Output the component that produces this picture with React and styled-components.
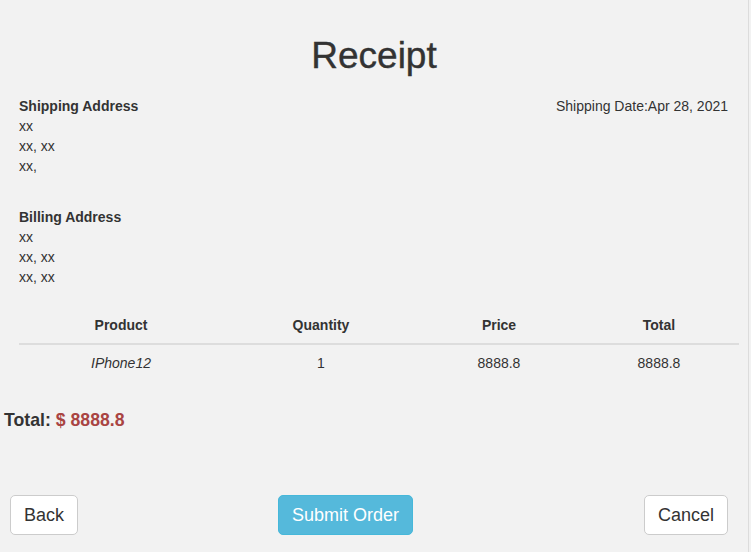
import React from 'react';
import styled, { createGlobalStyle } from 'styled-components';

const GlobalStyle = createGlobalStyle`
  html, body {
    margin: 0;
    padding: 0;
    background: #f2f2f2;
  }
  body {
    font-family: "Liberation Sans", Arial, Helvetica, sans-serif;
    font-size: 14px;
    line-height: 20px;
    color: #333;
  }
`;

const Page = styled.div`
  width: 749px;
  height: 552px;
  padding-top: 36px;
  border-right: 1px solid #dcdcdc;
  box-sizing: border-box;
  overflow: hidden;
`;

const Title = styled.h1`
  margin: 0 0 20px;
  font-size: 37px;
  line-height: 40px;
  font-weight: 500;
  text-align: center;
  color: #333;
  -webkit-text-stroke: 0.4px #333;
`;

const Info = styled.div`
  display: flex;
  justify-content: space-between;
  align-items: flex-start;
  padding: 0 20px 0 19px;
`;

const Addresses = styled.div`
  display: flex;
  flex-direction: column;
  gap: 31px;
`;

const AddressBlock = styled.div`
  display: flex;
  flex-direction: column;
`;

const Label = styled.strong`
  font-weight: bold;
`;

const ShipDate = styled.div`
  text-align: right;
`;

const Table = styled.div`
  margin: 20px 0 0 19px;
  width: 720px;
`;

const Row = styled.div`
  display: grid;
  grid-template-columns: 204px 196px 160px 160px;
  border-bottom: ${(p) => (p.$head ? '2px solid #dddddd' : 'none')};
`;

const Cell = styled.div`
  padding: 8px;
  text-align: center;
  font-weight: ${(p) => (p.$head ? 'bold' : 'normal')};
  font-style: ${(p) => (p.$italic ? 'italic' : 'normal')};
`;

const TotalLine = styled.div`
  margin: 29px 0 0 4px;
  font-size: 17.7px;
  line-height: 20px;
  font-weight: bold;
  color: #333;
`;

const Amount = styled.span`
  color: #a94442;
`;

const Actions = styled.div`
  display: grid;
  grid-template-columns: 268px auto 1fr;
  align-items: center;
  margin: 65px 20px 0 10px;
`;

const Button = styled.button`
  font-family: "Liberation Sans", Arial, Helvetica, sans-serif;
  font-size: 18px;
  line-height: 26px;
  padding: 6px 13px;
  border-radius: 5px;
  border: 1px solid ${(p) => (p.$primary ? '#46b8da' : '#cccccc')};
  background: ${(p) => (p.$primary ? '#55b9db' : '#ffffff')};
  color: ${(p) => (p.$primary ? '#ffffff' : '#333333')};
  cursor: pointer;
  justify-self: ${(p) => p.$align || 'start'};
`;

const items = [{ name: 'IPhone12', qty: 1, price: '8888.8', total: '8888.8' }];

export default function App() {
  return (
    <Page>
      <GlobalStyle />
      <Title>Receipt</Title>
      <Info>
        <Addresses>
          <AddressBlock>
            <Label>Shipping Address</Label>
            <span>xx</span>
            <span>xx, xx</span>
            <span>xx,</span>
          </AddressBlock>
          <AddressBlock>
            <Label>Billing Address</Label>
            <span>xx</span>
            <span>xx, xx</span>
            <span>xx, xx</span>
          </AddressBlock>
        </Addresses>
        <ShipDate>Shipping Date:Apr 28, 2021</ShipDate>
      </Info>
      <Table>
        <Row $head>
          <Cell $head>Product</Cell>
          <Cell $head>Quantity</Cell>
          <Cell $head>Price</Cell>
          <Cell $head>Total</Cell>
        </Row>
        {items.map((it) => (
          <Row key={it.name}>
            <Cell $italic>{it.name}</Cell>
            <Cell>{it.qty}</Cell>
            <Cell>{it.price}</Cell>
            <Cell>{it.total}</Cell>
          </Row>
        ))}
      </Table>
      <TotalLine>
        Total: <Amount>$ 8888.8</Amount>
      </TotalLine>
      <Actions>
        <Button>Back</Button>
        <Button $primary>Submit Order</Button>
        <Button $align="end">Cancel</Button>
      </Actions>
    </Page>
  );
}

* **Short task**: Set the pictures aside and transcribe the data above exactly.

* **In response**:
Output the component that produces this picture with React and styled-components.
import React from 'react';
import styled, { createGlobalStyle } from 'styled-components';

const GlobalStyle = createGlobalStyle`
  html, body {
    margin: 0;
    padding: 0;
    background: #f2f2f2;
  }
  body {
    font-family: "Liberation Sans", Arial, Helvetica, sans-serif;
    font-size: 14px;
    line-height: 20px;
    color: #333;
  }
`;

const Page = styled.div`
  width: 749px;
  height: 552px;
  padding-top: 36px;
  border-right: 1px solid #dcdcdc;
  box-sizing: border-box;
  overflow: hidden;
`;

const Title = styled.h1`
  margin: 0 0 20px;
  font-size: 37px;
  line-height: 40px;
  font-weight: 500;
  text-align: center;
  color: #333;
  -webkit-text-stroke: 0.4px #333;
`;

const Info = styled.div`
  display: flex;
  justify-content: space-between;
  align-items: flex-start;
  padding: 0 20px 0 19px;
`;

const Addresses = styled.div`
  display: flex;
  flex-direction: column;
  gap: 31px;
`;

const AddressBlock = styled.div`
  display: flex;
  flex-direction: column;
`;

const Label = styled.strong`
  font-weight: bold;
`;

const ShipDate = styled.div`
  text-align: right;
`;

const Table = styled.div`
  margin: 20px 0 0 19px;
  width: 720px;
`;

const Row = styled.div`
  display: grid;
  grid-template-columns: 204px 196px 160px 160px;
  border-bottom: ${(p) => (p.$head ? '2px solid #dddddd' : 'none')};
`;

const Cell = styled.div`
  padding: 8px;
  text-align: center;
  font-weight: ${(p) => (p.$head ? 'bold' : 'normal')};
  font-style: ${(p) => (p.$italic ? 'italic' : 'normal')};
`;

const TotalLine = styled.div`
  margin: 29px 0 0 4px;
  font-size: 17.7px;
  line-height: 20px;
  font-weight: bold;
  color: #333;
`;

const Amount = styled.span`
  color: #a94442;
`;

const Actions = styled.div`
  display: grid;
  grid-template-columns: 268px auto 1fr;
  align-items: center;
  margin: 65px 20px 0 10px;
`;

const Button = styled.button`
  font-family: "Liberation Sans", Arial, Helvetica, sans-serif;
  font-size: 18px;
  line-height: 26px;
  padding: 6px 13px;
  border-radius: 5px;
  border: 1px solid ${(p) => (p.$primary ? '#46b8da' : '#cccccc')};
  background: ${(p) => (p.$primary ? '#55b9db' : '#ffffff')};
  color: ${(p) => (p.$primary ? '#ffffff' : '#333333')};
  cursor: pointer;
  justify-self: ${(p) => p.$align || 'start'};
`;

const items = [{ name: 'IPhone12', qty: 1, price: '8888.8', total: '8888.8' }];

export default function App() {
  return (
    <Page>
      <GlobalStyle />
      <Title>Receipt</Title>
      <Info>
        <Addresses>
          <AddressBlock>
            <Label>Shipping Address</Label>
            <span>xx</span>
            <span>xx, xx</span>
            <span>xx,</span>
          </AddressBlock>
          <AddressBlock>
            <Label>Billing Address</Label>
            <span>xx</span>
            <span>xx, xx</span>
            <span>xx, xx</span>
          </AddressBlock>
        </Addresses>
        <ShipDate>Shipping Date:Apr 28, 2021</ShipDate>
      </Info>
      <Table>
        <Row $head>
          <Cell $head>Product</Cell>
          <Cell $head>Quantity</Cell>
          <Cell $head>Price</Cell>
          <Cell $head>Total</Cell>
        </Row>
        {items.map((it) => (
          <Row key={it.name}>
            <Cell $italic>{it.name}</Cell>
            <Cell>{it.qty}</Cell>
            <Cell>{it.price}</Cell>
            <Cell>{it.total}</Cell>
          </Row>
        ))}
      </Table>
      <TotalLine>
        Total: <Amount>$ 8888.8</Amount>
      </TotalLine>
      <Actions>
        <Button>Back</Button>
        <Button $primary>Submit Order</Button>
        <Button $align="end">Cancel</Button>
      </Actions>
    </Page>
  );
}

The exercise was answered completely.